(Records contained in a dataset)
========================================================================

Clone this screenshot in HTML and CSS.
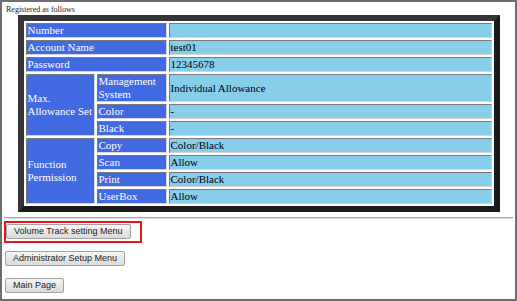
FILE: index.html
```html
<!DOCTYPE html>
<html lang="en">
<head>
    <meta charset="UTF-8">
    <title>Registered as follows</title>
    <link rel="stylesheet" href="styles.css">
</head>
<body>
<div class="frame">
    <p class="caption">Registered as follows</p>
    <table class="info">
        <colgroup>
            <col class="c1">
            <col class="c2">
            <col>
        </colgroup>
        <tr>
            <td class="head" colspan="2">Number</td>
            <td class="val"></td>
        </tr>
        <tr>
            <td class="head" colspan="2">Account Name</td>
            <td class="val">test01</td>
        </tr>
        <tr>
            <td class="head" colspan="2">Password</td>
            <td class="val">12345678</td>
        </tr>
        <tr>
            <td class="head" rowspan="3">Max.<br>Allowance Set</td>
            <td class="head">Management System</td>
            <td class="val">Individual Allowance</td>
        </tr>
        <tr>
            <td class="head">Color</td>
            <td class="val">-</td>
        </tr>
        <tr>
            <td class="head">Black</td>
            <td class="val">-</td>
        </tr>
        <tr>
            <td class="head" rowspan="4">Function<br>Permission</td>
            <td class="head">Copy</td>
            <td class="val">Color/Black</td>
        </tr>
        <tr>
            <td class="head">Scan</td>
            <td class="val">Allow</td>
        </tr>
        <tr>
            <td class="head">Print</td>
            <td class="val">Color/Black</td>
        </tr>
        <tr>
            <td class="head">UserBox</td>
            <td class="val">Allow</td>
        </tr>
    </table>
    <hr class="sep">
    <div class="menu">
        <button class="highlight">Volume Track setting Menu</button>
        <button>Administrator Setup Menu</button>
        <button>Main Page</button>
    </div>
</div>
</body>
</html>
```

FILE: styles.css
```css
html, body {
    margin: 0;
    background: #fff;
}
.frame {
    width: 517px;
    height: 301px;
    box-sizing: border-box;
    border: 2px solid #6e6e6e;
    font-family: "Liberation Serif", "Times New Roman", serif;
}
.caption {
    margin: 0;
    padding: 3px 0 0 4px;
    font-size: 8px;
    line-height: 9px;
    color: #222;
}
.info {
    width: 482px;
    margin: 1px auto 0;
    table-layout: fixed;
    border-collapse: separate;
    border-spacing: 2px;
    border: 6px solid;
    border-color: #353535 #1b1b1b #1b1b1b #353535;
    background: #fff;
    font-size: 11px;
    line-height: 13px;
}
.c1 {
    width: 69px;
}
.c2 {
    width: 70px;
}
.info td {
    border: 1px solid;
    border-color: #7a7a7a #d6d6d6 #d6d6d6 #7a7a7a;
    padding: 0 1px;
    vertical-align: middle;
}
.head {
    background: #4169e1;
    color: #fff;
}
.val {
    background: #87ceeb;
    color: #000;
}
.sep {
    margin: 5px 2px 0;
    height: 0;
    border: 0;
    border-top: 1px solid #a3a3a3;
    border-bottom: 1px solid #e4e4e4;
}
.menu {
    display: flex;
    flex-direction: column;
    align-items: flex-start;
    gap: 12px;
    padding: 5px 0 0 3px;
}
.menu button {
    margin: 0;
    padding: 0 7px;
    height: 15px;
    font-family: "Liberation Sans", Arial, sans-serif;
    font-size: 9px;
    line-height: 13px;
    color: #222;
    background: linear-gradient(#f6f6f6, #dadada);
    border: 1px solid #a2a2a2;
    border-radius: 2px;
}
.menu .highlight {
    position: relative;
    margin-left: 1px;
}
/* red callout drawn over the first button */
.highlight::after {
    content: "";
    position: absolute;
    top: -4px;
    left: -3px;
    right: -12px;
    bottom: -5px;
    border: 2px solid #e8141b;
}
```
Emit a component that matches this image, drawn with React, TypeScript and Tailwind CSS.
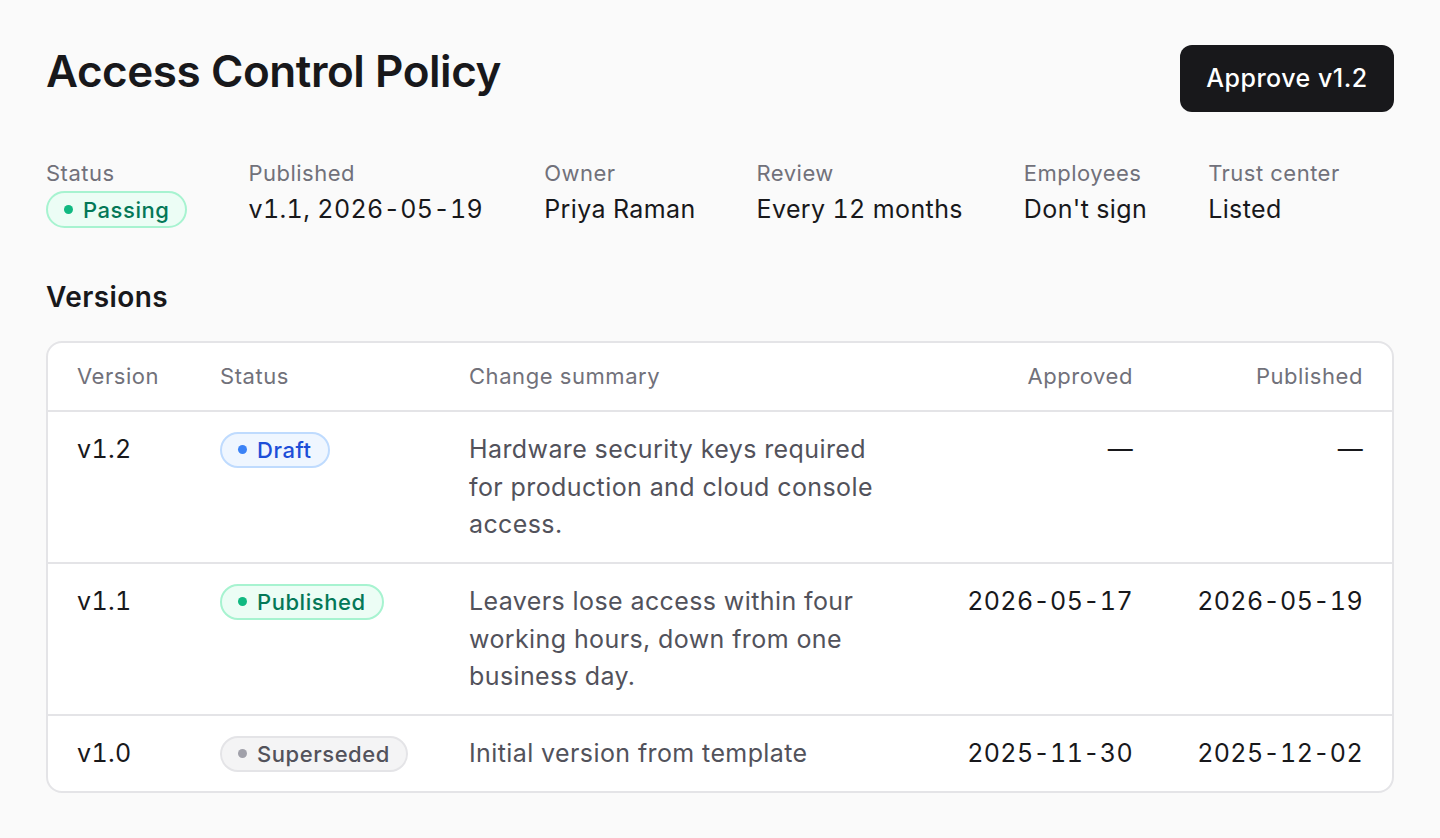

========================================================================

Return every line containing "drawn".

Result of the exercise:
/* red callout drawn over the first button */
Emit a component that matches this image, drawn with React, TypeScript and Tailwind CSS.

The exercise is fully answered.